[WHAT YOU ARE ASKED TO DO] Pictures within the data are to be left out; everything else must be reproduced exactly.

[GIVEN INFORMATION]
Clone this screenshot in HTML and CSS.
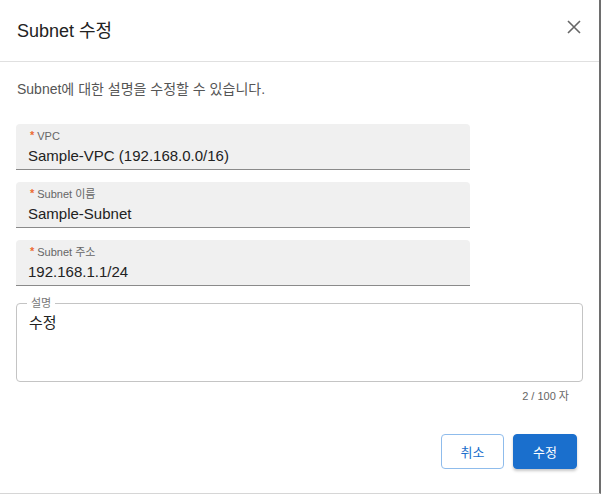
FILE: index.html
```html
<!DOCTYPE html>
<html lang="ko">
<head>
<meta charset="utf-8">
<title>Subnet 수정</title>
<link rel="stylesheet" href="styles.css">
</head>
<body>
<div class="dialog">
  <div class="header">
    <h2 class="title">Subnet 수정</h2>
    <button class="close" aria-label="닫기">
      <svg width="14" height="14" viewBox="0 0 14 14"><path d="M1 1L13 13M13 1L1 13" stroke="#666" stroke-width="1.6" fill="none"/></svg>
    </button>
  </div>
  <div class="content">
    <p class="desc">Subnet에 대한 설명을 수정할 수 있습니다.</p>
    <div class="fields">
      <div class="field">
        <div class="label"><span class="req">*</span>VPC</div>
        <div class="value">Sample-VPC (192.168.0.0/16)</div>
      </div>
      <div class="field">
        <div class="label"><span class="req">*</span>Subnet 이름</div>
        <div class="value">Sample-Subnet</div>
      </div>
      <div class="field">
        <div class="label"><span class="req">*</span>Subnet 주소</div>
        <div class="value">192.168.1.1/24</div>
      </div>
    </div>
    <div class="outlined">
      <span class="notch">설명</span>
      <div class="value">수정</div>
    </div>
    <div class="counter">2 / 100 자</div>
  </div>
  <div class="actions">
    <button class="btn btn-outline">취소</button>
    <button class="btn btn-primary">수정</button>
  </div>
</div>
</body>
</html>
```
FILE: styles.css
```css
html, body {
  margin: 0;
  padding: 0;
  background: #fff;
}
body {
  font-family: "Liberation Sans", "Noto Sans CJK KR", sans-serif;
  color: #222;
}
.dialog {
  width: 601px;
  height: 494px;
  box-sizing: border-box;
  border-right: 2px solid #6e6e6e;
  border-bottom: 1px solid #d6d6d6;
  display: flex;
  flex-direction: column;
  background: #fff;
}
.header {
  height: 62px;
  box-sizing: border-box;
  border-bottom: 1px solid #e0e0e0;
  display: flex;
  align-items: center;
  justify-content: space-between;
  padding: 0 17px 3px 17px;
}
.title {
  margin: 0;
  font-size: 18px;
  font-weight: 400;
  color: #222;
}
.close {
  border: 0;
  background: transparent;
  padding: 0;
  width: 16px;
  height: 16px;
  display: flex;
  align-items: center;
  justify-content: center;
  margin-top: -4px;
}
.content {
  padding: 17px 16px 0 16px;
  display: flex;
  flex-direction: column;
}
.desc {
  margin: 0;
  font-size: 14px;
  line-height: 20px;
  color: #555;
  padding-left: 1px;
}
.fields {
  margin-top: 25px;
  display: flex;
  flex-direction: column;
  gap: 12px;
  width: 454px;
}
.field {
  height: 46px;
  box-sizing: border-box;
  background: #f0f0f0;
  border-radius: 4px 4px 0 0;
  border-bottom: 1px solid #8a8a8a;
  padding: 6px 12px 0 12px;
}
.label {
  font-size: 11px;
  line-height: 13px;
  color: #666;
  display: flex;
  align-items: center;
}
.req {
  color: #ec6a30;
  font-size: 11px;
  margin: -2px 3px 0 2px;
  font-weight: 700;
}
.value {
  font-size: 15px;
  line-height: 20px;
  color: #222;
  margin-top: 3px;
}
.outlined {
  position: relative;
  margin-top: 17px;
  height: 79px;
  box-sizing: border-box;
  border: 1px solid #c4c4c4;
  border-radius: 4px;
  padding: 6px 12px;
}
.notch {
  position: absolute;
  top: -8px;
  left: 10px;
  padding: 0 4px;
  background: #fff;
  font-size: 11px;
  line-height: 14px;
  color: #777;
}
.counter {
  margin-top: 7px;
  text-align: right;
  padding-right: 14px;
  font-size: 11px;
  line-height: 14px;
  color: #666;
}
.actions {
  margin-top: 31px;
  display: flex;
  justify-content: flex-end;
  gap: 9px;
  padding-right: 22px;
}
.btn {
  height: 35px;
  width: 63px;
  box-sizing: border-box;
  border-radius: 4px;
  font-family: inherit;
  font-size: 13px;
  cursor: pointer;
}
.btn-outline {
  background: #fff;
  border: 1px solid #8fbcec;
  color: #1a6ecb;
}
.btn-primary {
  width: 64px;
  background: #1a6fcd;
  border: 1px solid #1a6fcd;
  color: #fff;
  box-shadow: 0 2px 3px rgba(0, 0, 0, 0.22);
}
```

[EXERCISE OUTPUT]
Clone this screenshot in HTML and CSS.
FILE: index.html
```html
<!DOCTYPE html>
<html lang="ko">
<head>
<meta charset="utf-8">
<title>Subnet 수정</title>
<link rel="stylesheet" href="styles.css">
</head>
<body>
<div class="dialog">
  <div class="header">
    <h2 class="title">Subnet 수정</h2>
    <button class="close" aria-label="닫기">
      <svg width="14" height="14" viewBox="0 0 14 14"><path d="M1 1L13 13M13 1L1 13" stroke="#666" stroke-width="1.6" fill="none"/></svg>
    </button>
  </div>
  <div class="content">
    <p class="desc">Subnet에 대한 설명을 수정할 수 있습니다.</p>
    <div class="fields">
      <div class="field">
        <div class="label"><span class="req">*</span>VPC</div>
        <div class="value">Sample-VPC (192.168.0.0/16)</div>
      </div>
      <div class="field">
        <div class="label"><span class="req">*</span>Subnet 이름</div>
        <div class="value">Sample-Subnet</div>
      </div>
      <div class="field">
        <div class="label"><span class="req">*</span>Subnet 주소</div>
        <div class="value">192.168.1.1/24</div>
      </div>
    </div>
    <div class="outlined">
      <span class="notch">설명</span>
      <div class="value">수정</div>
    </div>
    <div class="counter">2 / 100 자</div>
  </div>
  <div class="actions">
    <button class="btn btn-outline">취소</button>
    <button class="btn btn-primary">수정</button>
  </div>
</div>
</body>
</html>
```
FILE: styles.css
```css
html, body {
  margin: 0;
  padding: 0;
  background: #fff;
}
body {
  font-family: "Liberation Sans", "Noto Sans CJK KR", sans-serif;
  color: #222;
}
.dialog {
  width: 601px;
  height: 494px;
  box-sizing: border-box;
  border-right: 2px solid #6e6e6e;
  border-bottom: 1px solid #d6d6d6;
  display: flex;
  flex-direction: column;
  background: #fff;
}
.header {
  height: 62px;
  box-sizing: border-box;
  border-bottom: 1px solid #e0e0e0;
  display: flex;
  align-items: center;
  justify-content: space-between;
  padding: 0 17px 3px 17px;
}
.title {
  margin: 0;
  font-size: 18px;
  font-weight: 400;
  color: #222;
}
.close {
  border: 0;
  background: transparent;
  padding: 0;
  width: 16px;
  height: 16px;
  display: flex;
  align-items: center;
  justify-content: center;
  margin-top: -4px;
}
.content {
  padding: 17px 16px 0 16px;
  display: flex;
  flex-direction: column;
}
.desc {
  margin: 0;
  font-size: 14px;
  line-height: 20px;
  color: #555;
  padding-left: 1px;
}
.fields {
  margin-top: 25px;
  display: flex;
  flex-direction: column;
  gap: 12px;
  width: 454px;
}
.field {
  height: 46px;
  box-sizing: border-box;
  background: #f0f0f0;
  border-radius: 4px 4px 0 0;
  border-bottom: 1px solid #8a8a8a;
  padding: 6px 12px 0 12px;
}
.label {
  font-size: 11px;
  line-height: 13px;
  color: #666;
  display: flex;
  align-items: center;
}
.req {
  color: #ec6a30;
  font-size: 11px;
  margin: -2px 3px 0 2px;
  font-weight: 700;
}
.value {
  font-size: 15px;
  line-height: 20px;
  color: #222;
  margin-top: 3px;
}
.outlined {
  position: relative;
  margin-top: 17px;
  height: 79px;
  box-sizing: border-box;
  border: 1px solid #c4c4c4;
  border-radius: 4px;
  padding: 6px 12px;
}
.notch {
  position: absolute;
  top: -8px;
  left: 10px;
  padding: 0 4px;
  background: #fff;
  font-size: 11px;
  line-height: 14px;
  color: #777;
}
.counter {
  margin-top: 7px;
  text-align: right;
  padding-right: 14px;
  font-size: 11px;
  line-height: 14px;
  color: #666;
}
.actions {
  margin-top: 31px;
  display: flex;
  justify-content: flex-end;
  gap: 9px;
  padding-right: 22px;
}
.btn {
  height: 35px;
  width: 63px;
  box-sizing: border-box;
  border-radius: 4px;
  font-family: inherit;
  font-size: 13px;
  cursor: pointer;
}
.btn-outline {
  background: #fff;
  border: 1px solid #8fbcec;
  color: #1a6ecb;
}
.btn-primary {
  width: 64px;
  background: #1a6fcd;
  border: 1px solid #1a6fcd;
  color: #fff;
  box-shadow: 0 2px 3px rgba(0, 0, 0, 0.22);
}
```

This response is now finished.